Biographical / Historical
Biographical / Historical
Cosmos Andrew Sarchiapone (1931-2011) was a documentary photographer, musical composer, and conceptual artist who worked in New York City.
Cosmos Andrew Sarchiapone was named Cosime Sarchiapone at birth, and was also known as Cosmos, Cosmos Savage, and Richard Savage. His parents, Lois and Aldo, had seven children, including twins Cosmos and Damian. Born in Manhattan, Cosmos graduated from the La Guardia High School of Music and Art in New York City in 1948 and from Syracuse University in 1958 with a concentration in music composition and studio art. After college, he studied musical composition with John Cage at the New School in 1961, art history with Meyer Schapiro at Columbia University from 1963-1965, illustration with Marvin Israel from 1966-1971, design with Milton Glaser from 1968-1973, and photography with Diane Arbus from 1970-1971. He taught photography at the School of Visual Arts from 1974-1976, and at Parsons School of Design in 1980. In the early 1970s, he led experimental theater workshops at Columbia-Barnard University.
Between 1968-1969, Cosmos worked with Milton Glaser and Seymour Chwast at their Push Pin Studios, a graphic design and illustration studio.

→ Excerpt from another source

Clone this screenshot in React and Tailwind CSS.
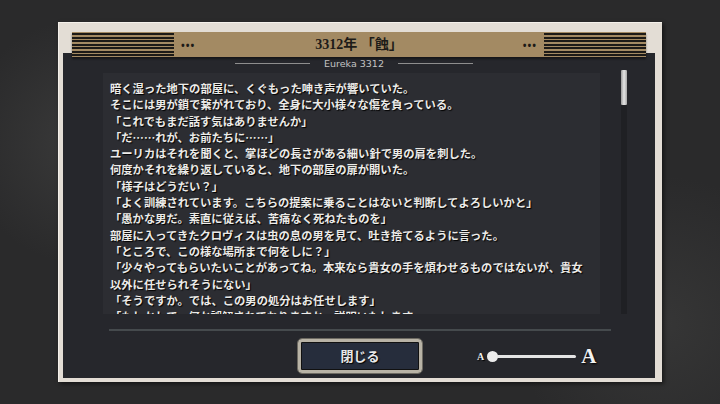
import React from 'react';

const lines = [
  '暗く湿った地下の部屋に、くぐもった呻き声が響いていた。',
  'そこには男が鎖で繋がれており、全身に大小様々な傷を負っている。',
  '「これでもまだ話す気はありませんか」',
  '「だ……れが、お前たちに……」',
  'ユーリカはそれを聞くと、掌ほどの長さがある細い針で男の肩を刺した。',
  '何度かそれを繰り返していると、地下の部屋の扉が開いた。',
  '「様子はどうだい？」',
  '「よく訓練されています。こちらの提案に乗ることはないと判断してよろしいかと」',
  '「愚かな男だ。素直に従えば、苦痛なく死ねたものを」',
  '部屋に入ってきたクロヴィスは虫の息の男を見て、吐き捨てるように言った。',
  '「ところで、この様な場所まで何をしに？」',
  '「少々やってもらいたいことがあってね。本来なら貴女の手を煩わせるものではないが、貴女',
  '以外に任せられそうにない」',
  '「そうですか。では、この男の処分はお任せします」',
  '「もしかして、何か誤解されておりますか。説明いたします」',
];

function Stripes() {
  return (
    <div className="flex h-full w-[102px] flex-col justify-between py-[1px]">
      {[0, 1, 2, 3, 4, 5, 6].map((i) => (
        <div key={i} className="h-[2px] bg-[#1c1a17]" />
      ))}
    </div>
  );
}

export default function App() {
  return (
    <div className="h-[404px] w-[720px] overflow-hidden bg-[#2a2a2b] bg-[radial-gradient(circle_at_12%_35%,#3a3a3a_0%,transparent_18%),radial-gradient(circle_at_92%_80%,#363636_0%,transparent_20%)] pl-[58px] pt-[22px]">
      {/* frame */}
      <div className="flex h-[360px] w-[604px] flex-col border-l border-t border-[#f4f0ea] bg-[#e3ddd5] pb-[4px] pl-[4px] pr-[7px] pt-[9px] shadow-[2px_2px_4px_rgba(0,0,0,0.5)]">
        {/* header */}
        <div className="relative z-10 mx-[9px] -mb-[4px] flex h-[25px] items-center bg-[#a38a63] shadow-[0_2px_2px_rgba(0,0,0,0.45)]">
          <Stripes />
          <span className="ml-[7px] text-[10px] font-bold leading-none tracking-[1px] text-[#1c1a17]">•••</span>
          <div className="flex-1 text-center font-['Liberation_Serif','Noto_Sans_CJK_JP',serif] text-[14px] font-bold text-[#1d1b18]">
            3312年 「蝕」
          </div>
          <span className="mr-[7px] text-[10px] font-bold leading-none tracking-[1px] text-[#1c1a17]">•••</span>
          <Stripes />
        </div>

        {/* panel */}
        <div className="flex flex-1 flex-col bg-[#26272c]">
          <div className="mt-[5px] flex h-[11px] items-center justify-center gap-[14px] pr-[10px]">
            <div className="h-[1px] w-[75px] bg-[#8e8e8e]" />
            <span className="font-['DejaVu_Sans',sans-serif] text-[9.5px] leading-none text-[#c4c4c4]">Eureka 3312</span>
            <div className="h-[1px] w-[75px] bg-[#8e8e8e]" />
          </div>

          <div className="mt-[1px] flex h-[244px]">
            <div className="ml-[40px] mt-[3px] h-[241px] w-[497px] overflow-hidden bg-[#2c2d32] pl-[7px] pt-[7px]">
              {lines.map((l, i) => (
                <div
                  key={i}
                  className="whitespace-nowrap font-['Noto_Sans_CJK_JP',sans-serif] text-[11.3px] font-bold leading-[16.3px] text-[#ecebe8] [text-shadow:1px_1px_1px_#000]"
                >
                  {l}
                </div>
              ))}
            </div>
            <div className="ml-[21px] flex h-[244px] w-[6px] flex-col bg-[#1f2024]">
              <div className="h-[35px] w-[6px] rounded-[1px] bg-gradient-to-r from-[#9c9c9c] via-[#e6e6e6] to-[#a8a8a8]" />
            </div>
          </div>

          <div className="ml-[46px] mt-[15px] h-[2px] w-[502px] bg-[#454a4d]" />

          <div className="mt-[8px] flex h-[34px] items-center">
            <button className="ml-[235px] flex h-[34px] w-[124px] items-center justify-center rounded-[4px] border-[3px] border-[#b8b3a6] bg-[#262d3c] shadow-[inset_0_0_0_1px_#111] outline outline-1 outline-[#6d6a62]">
              <span className="font-['Noto_Sans_CJK_JP',sans-serif] text-[13px] font-bold text-[#e9e9e9] [text-shadow:1px_1px_1px_#000]">閉じる</span>
            </button>
            <div className="ml-[55px] flex items-center">
              <span className="font-['Liberation_Serif',serif] text-[10px] font-bold text-[#eee] [text-shadow:1px_1px_1px_#000]">A</span>
              <div className="ml-[3px] h-[11px] w-[11px] rounded-full bg-[#ececec]" />
              <div className="-ml-[1px] h-[3px] w-[79px] rounded-r-full bg-[#e4e4e4]" />
              <span className="ml-[5px] font-['Liberation_Serif',serif] text-[21px] font-bold leading-none text-[#f2f2f2] [text-shadow:1px_1px_2px_#000]">A</span>
            </div>
          </div>
        </div>
      </div>
    </div>
  );
}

Sometime between the late 1960s and the early 1970s, Cosmos began photographing New York City, capturing the art and theater worlds, the people and streets, self-portraits, and numerous other subjects. As a freelance photographer for New York magazine (founded by Milton Glaser) and other mass-market publications, Cosmos photographed Andy Warhol and his circle, Halloween parties at the Waldorf, the Rev. Sun Myung Moon convention, the Jesus Joy Jubilee at Carnegie Hall, the Beat Poets' reunion and private parties attended by Hollywood actors and directors, often capturing the overlapping worlds of art, movies and music. Cosmos's photographs have been published in numerous books and publications. His work was featured in several exhibitions in the 1970s, including shows at the Jamie Gallery, the Fine Arts Building, and the Baltimore Museum of Art. But he created the bulk of his work for himself and much of it remains unpublished.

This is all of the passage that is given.